Nine UMBC athletic and support teams posted grade point averages of 3.00 or
higher in the fall of 2007. Forty-nine percent of all students in the program (total of 441) had grade point averages of 3.00 or higher, while 29 percent were over 3.50. Thirty-nine program participants recorded 4.0 grade point averages in the fall.
The women's basketball team has a team grade-point average of 3.32. The only team in the department with a higher GPA is women's tennis, at 3.49.

Men’s basketball has advanced to the 2008 America East Championships. It is UMBC’s first-ever appearance in a league title game in 22 years at the NCAA Division I level. The Retrievers earned their 23rd victory (23-8) of the season, tying the all-time (41 years) school record.  The team advanced to the semi-finals in 2007.

Other UMBC sports teams have won multiple championships. The men’s basketball team has advanced to the 2008 America East Championships. The women’s basketball team won the 2007 America East Championships and advanced to the first round of the NCAA tournament. Men’s and women’s swimming and diving won both the 2007 and 2008 American East Championships.

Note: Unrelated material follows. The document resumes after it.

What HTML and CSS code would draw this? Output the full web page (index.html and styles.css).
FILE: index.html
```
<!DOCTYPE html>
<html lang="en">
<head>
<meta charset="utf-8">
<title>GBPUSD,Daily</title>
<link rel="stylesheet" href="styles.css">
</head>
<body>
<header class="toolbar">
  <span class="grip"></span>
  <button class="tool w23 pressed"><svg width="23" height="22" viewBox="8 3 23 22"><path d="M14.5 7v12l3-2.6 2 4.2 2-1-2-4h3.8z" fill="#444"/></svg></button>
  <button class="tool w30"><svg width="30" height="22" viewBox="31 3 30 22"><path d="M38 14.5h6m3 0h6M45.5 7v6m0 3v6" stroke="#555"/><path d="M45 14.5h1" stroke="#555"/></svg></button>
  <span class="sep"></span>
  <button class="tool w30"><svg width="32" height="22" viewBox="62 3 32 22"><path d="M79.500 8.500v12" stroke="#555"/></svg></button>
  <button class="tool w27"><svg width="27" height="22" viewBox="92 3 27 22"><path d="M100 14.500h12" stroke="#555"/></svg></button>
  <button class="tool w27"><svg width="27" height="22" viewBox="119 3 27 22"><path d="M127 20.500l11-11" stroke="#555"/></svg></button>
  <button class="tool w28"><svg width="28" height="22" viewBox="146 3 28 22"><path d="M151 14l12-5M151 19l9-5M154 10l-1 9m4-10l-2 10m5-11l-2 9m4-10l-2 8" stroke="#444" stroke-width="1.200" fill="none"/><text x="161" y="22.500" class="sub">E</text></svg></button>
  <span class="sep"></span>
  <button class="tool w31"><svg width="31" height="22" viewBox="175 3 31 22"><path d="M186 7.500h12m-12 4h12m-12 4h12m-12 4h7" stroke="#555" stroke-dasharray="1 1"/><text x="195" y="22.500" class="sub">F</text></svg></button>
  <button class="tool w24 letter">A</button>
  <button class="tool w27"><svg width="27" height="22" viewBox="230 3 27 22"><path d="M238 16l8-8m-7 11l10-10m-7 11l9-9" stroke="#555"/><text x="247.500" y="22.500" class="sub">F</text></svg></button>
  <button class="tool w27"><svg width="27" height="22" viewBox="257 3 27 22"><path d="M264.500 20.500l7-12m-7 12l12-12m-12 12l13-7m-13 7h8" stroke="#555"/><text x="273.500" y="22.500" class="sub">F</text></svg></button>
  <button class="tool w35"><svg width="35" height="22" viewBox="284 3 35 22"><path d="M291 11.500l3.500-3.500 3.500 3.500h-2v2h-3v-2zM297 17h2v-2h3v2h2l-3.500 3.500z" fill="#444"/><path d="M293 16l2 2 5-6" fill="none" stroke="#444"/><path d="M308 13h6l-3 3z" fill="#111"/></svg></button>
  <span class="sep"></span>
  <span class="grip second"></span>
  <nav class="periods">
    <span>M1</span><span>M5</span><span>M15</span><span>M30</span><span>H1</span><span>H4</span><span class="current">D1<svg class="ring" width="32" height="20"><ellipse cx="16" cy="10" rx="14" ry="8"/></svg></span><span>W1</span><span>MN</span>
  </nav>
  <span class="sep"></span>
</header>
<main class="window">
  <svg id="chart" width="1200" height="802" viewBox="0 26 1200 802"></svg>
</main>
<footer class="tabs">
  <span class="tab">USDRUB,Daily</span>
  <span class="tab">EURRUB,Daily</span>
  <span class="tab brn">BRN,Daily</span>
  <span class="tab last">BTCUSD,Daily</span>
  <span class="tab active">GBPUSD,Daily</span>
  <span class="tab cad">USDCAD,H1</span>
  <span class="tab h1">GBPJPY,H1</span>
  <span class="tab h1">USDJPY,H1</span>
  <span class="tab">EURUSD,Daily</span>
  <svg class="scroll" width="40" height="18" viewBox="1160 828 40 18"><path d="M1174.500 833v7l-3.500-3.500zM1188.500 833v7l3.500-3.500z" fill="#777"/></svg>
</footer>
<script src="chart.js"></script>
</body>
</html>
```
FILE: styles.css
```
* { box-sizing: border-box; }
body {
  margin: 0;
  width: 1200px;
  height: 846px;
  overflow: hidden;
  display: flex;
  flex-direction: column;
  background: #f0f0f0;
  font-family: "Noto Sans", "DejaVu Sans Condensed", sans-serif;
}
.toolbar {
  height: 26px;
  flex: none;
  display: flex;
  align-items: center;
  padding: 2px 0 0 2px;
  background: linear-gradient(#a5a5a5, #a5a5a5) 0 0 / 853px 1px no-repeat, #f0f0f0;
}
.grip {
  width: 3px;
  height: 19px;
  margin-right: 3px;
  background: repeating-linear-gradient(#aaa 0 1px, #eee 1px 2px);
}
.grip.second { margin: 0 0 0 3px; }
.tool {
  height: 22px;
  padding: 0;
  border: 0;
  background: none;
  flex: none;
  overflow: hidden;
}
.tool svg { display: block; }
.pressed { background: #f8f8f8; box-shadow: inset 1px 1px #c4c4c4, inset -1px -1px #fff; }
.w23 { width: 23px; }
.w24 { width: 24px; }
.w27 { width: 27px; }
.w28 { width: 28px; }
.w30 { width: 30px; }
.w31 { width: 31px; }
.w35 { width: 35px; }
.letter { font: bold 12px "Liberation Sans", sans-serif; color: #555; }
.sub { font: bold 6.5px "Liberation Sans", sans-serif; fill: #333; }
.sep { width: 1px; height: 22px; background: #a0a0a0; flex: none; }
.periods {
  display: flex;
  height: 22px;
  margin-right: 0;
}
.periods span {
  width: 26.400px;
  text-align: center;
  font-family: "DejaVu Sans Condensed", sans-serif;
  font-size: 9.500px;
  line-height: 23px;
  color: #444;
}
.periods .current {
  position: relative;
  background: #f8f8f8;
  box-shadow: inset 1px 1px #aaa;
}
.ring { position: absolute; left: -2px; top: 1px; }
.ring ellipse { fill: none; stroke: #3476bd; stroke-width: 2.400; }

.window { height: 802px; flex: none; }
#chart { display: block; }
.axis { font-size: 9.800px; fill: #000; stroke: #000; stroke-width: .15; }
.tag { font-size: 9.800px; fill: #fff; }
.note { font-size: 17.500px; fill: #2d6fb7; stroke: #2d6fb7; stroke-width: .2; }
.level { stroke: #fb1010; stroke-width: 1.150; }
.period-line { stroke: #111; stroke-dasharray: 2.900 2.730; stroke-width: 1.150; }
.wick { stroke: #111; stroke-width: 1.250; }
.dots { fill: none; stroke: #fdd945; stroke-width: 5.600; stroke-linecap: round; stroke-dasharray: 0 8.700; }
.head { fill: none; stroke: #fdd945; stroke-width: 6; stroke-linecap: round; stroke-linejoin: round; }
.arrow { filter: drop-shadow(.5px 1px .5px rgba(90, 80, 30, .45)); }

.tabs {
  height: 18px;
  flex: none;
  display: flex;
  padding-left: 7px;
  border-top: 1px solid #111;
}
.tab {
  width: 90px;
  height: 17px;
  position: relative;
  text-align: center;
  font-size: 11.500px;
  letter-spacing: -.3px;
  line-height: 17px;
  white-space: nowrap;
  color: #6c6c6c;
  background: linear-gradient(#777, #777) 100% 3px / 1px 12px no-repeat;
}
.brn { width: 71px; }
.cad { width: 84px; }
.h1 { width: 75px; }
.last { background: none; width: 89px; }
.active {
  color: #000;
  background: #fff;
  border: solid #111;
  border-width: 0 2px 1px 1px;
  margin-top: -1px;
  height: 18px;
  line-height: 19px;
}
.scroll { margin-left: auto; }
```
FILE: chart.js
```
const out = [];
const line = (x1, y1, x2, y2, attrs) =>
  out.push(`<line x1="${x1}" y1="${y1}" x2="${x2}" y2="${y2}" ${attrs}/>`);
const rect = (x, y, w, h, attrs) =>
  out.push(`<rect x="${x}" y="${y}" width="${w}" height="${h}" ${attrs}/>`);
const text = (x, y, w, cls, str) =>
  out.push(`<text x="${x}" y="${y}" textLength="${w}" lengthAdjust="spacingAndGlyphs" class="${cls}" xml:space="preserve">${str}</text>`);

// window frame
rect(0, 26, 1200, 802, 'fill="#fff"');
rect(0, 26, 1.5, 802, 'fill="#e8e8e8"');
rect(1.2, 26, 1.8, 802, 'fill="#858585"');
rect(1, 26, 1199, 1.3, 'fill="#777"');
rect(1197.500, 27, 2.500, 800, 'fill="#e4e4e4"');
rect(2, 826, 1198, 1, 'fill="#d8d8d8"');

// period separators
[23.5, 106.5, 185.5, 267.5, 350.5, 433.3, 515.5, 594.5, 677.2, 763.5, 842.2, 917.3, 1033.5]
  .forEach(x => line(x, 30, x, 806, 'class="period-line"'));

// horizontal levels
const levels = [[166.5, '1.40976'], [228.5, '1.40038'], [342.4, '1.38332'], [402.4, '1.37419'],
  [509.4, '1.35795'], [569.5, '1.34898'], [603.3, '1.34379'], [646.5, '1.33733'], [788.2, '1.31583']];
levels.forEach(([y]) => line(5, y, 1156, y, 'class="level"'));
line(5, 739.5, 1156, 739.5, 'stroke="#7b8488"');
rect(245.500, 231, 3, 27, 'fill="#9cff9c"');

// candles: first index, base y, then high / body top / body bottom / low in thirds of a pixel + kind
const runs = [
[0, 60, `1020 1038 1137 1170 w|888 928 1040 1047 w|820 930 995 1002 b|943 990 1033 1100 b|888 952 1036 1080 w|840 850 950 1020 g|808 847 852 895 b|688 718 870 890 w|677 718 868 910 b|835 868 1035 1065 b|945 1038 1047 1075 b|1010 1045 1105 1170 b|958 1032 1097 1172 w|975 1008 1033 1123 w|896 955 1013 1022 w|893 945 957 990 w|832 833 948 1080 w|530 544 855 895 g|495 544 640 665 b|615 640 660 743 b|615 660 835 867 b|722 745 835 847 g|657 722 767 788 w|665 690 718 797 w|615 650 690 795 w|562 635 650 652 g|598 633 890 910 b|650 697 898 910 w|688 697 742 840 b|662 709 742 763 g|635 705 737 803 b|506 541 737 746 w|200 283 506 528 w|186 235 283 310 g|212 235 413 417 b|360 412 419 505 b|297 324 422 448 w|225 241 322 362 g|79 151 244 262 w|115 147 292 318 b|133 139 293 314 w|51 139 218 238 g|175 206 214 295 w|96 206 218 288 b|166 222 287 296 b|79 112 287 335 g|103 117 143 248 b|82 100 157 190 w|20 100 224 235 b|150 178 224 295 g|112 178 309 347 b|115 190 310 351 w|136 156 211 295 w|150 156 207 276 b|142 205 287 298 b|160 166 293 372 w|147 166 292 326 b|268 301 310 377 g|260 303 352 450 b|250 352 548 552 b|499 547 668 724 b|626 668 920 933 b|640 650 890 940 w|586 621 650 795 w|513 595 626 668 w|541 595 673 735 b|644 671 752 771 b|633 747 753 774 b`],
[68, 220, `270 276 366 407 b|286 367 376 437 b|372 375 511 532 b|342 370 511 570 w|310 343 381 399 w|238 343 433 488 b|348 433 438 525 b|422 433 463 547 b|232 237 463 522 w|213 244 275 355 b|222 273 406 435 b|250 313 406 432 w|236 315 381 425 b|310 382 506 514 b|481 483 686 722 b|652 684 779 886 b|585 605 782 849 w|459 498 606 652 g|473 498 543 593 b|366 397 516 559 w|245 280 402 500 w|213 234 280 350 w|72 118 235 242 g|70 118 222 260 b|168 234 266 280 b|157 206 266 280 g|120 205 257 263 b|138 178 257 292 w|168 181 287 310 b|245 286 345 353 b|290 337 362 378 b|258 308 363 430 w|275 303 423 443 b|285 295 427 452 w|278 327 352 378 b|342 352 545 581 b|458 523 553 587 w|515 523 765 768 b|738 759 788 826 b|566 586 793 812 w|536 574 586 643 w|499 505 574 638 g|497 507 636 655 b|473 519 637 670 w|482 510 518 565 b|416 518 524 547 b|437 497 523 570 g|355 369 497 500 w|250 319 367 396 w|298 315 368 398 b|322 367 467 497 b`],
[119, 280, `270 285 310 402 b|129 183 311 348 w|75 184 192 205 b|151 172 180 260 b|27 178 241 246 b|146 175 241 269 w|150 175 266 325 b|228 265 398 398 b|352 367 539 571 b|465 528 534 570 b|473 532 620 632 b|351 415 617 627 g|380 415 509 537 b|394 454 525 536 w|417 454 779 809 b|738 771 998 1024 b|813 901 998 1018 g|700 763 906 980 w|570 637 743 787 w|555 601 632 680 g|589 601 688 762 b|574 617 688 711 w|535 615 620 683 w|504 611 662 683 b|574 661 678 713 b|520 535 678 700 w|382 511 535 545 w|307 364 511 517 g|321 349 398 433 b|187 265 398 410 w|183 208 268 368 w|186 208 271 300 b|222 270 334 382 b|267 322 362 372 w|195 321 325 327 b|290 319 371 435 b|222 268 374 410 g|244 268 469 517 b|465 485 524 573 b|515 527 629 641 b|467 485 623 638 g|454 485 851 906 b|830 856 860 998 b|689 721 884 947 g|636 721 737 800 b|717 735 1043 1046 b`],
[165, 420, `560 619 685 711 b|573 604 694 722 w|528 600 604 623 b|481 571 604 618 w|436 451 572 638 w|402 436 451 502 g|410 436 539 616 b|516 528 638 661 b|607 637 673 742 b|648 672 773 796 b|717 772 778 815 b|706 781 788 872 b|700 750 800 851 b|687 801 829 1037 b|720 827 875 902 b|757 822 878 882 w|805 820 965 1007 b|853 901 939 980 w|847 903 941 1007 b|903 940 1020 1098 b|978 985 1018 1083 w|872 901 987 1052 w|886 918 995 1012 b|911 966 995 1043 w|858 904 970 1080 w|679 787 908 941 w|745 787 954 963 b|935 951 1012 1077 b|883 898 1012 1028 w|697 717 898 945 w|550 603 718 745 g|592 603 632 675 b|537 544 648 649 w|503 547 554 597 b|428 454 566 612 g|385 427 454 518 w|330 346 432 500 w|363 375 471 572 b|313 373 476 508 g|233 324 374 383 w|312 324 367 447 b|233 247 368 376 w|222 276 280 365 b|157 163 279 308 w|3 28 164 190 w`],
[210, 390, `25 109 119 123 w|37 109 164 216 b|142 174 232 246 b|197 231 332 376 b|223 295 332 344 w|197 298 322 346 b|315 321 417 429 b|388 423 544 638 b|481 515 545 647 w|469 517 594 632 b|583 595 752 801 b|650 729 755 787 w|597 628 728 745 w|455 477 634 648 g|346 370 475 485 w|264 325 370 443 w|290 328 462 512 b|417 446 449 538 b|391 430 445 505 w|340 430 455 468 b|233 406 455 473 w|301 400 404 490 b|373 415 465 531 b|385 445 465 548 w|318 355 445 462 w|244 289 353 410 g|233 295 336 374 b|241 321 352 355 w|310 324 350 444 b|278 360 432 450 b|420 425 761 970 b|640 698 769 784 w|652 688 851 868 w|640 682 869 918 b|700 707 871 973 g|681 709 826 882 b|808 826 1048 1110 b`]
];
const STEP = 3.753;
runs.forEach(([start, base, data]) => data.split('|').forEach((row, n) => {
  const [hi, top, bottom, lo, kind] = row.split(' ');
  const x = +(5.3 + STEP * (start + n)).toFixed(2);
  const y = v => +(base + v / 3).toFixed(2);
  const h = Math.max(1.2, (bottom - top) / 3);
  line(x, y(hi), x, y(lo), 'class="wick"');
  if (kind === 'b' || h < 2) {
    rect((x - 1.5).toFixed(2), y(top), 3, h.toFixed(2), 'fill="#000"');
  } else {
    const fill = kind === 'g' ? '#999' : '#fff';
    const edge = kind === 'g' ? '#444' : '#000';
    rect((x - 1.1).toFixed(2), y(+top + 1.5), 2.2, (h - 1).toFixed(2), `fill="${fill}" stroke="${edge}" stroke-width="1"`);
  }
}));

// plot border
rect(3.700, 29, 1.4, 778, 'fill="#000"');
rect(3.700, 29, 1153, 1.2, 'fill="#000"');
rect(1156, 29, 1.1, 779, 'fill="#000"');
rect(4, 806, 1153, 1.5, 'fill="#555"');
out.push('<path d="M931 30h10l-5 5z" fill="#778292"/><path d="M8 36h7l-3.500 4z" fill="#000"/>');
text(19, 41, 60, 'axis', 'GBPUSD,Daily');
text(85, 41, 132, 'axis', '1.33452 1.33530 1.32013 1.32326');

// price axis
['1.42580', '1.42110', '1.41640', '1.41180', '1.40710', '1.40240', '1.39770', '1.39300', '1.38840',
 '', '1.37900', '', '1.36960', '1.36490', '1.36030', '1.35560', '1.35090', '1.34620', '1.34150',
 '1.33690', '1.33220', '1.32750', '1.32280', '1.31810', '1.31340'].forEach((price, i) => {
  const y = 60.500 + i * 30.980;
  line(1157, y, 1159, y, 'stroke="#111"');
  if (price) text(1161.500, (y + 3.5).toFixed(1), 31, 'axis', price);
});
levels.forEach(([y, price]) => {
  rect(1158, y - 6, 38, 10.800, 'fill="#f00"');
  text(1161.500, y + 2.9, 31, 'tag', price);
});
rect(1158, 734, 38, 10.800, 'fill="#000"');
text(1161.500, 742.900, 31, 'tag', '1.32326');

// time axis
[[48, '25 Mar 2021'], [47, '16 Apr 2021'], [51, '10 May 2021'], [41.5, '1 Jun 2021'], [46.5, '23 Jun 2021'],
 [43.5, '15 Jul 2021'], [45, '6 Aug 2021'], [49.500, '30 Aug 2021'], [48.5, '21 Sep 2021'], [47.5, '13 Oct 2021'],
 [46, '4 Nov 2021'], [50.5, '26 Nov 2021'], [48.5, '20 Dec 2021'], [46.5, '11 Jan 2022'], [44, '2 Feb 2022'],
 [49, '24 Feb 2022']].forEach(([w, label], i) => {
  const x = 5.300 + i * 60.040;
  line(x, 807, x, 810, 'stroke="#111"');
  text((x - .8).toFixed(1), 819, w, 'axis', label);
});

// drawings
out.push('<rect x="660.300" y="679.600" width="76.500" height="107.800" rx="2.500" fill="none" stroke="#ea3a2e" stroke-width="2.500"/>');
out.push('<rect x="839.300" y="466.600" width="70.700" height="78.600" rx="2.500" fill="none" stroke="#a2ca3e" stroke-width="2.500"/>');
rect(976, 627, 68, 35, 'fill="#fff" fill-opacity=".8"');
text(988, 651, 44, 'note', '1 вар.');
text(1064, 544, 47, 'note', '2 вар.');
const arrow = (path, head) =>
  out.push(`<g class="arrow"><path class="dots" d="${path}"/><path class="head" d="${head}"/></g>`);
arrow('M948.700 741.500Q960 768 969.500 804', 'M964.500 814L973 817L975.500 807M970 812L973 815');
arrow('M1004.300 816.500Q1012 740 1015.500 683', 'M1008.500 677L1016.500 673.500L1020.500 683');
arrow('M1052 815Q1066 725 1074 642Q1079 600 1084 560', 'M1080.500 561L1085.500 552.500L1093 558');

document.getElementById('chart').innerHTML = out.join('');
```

Men’s lacrosse won the 2006 America East Championships and advanced to the NCAA quarterfinals.

Cornelia Carapcea was named the America East Conference Scholar-Athlete in women’s tennis for the 2006-07 academic year.

Women’s basketball off-guard Kristin Drabyn won the 2007 America East Conference Sportsmanship Award.

The men’s tennis team received the Intercollegiate Tennis Association (ITA) National Team Sportsmanship Award for April 2007. The ITA National Team Sportsmanship Award is a monthly award that goes to one men's and one women's team that has exemplified outstanding sportsmanship, character and ethical conduct in the true spirit of competition and collegiate tennis.

Senior softball player Melanie Denischuk is the 2006 NCAA Division I statistical champion for runs batted in per game. 

GRADUATE STUDENTS

Kristi Harris, Ph.D. candidate in physics, is UMBC’s first Department of Energy Computational Science Fellow. The fellowship will fund her doctoral studies through 2010. Harris conducted research in nanowire technology at Sandia National Labs in New Mexico in summer 2007.

Vikas Behl ’04, English, a student in the M.A. in Instructional Systems Design program, received a 2007 Fulbright Award to teach in Turkey.

Christopher Hofmann, a biological sciences Ph.D. candidate, was one of two 2006 American Institute of Biological Sciences Emerging Public Policy Leaders. As a recipient of this award, Hofmann spoke on Capitol Hill about his research.

“In the Land of Milk and Honey,” a film by Neil Van Gorder, imaging and digital arts M.F.A. candidate, was nominated for Best of Show at the 2007 Rosebud Awards.

Mike Novey, a Ph.D. computer science/electrical engineering student, received the best paper award at the 31st International Conference on Acoustics, Speech and
Signal Processing (ICASSP). He received the honor in the Machine Learning for Signal Processing category for the paper titled Stability Analysis of Complex-valued Nonlinearities for Maximization of Nongaussianity co-authored by Tulay Adali, professor of computer science and electrical engineering.

Joan Shin, Ph.D. candidate in language, literacy and culture, was awarded the 2006 K. Patricia Cross Future Leaders Award by the American Association of Colleges and Universities. The award is given to those who show exemplary promise as future leaders in higher education. Shin was one of nine recipients from across the country.

Naresh Sunkara, a Ph.D. student in chemistry and biochemistry, is the graduate student representative of the American Chemical Society’s Graduate Education Advisory Board. Sunkara was chosen from 30 applicants in a nationwide search.

Karsona (Kaye) Wise Whitehead, a Ph.D. student in language, literacy and culture, was awarded a Lord Baltimore Research Fellowship from the Maryland Historical Society for her research project, “Free and Enslaved Women in 19th-century Baltimore and Philadelphia.”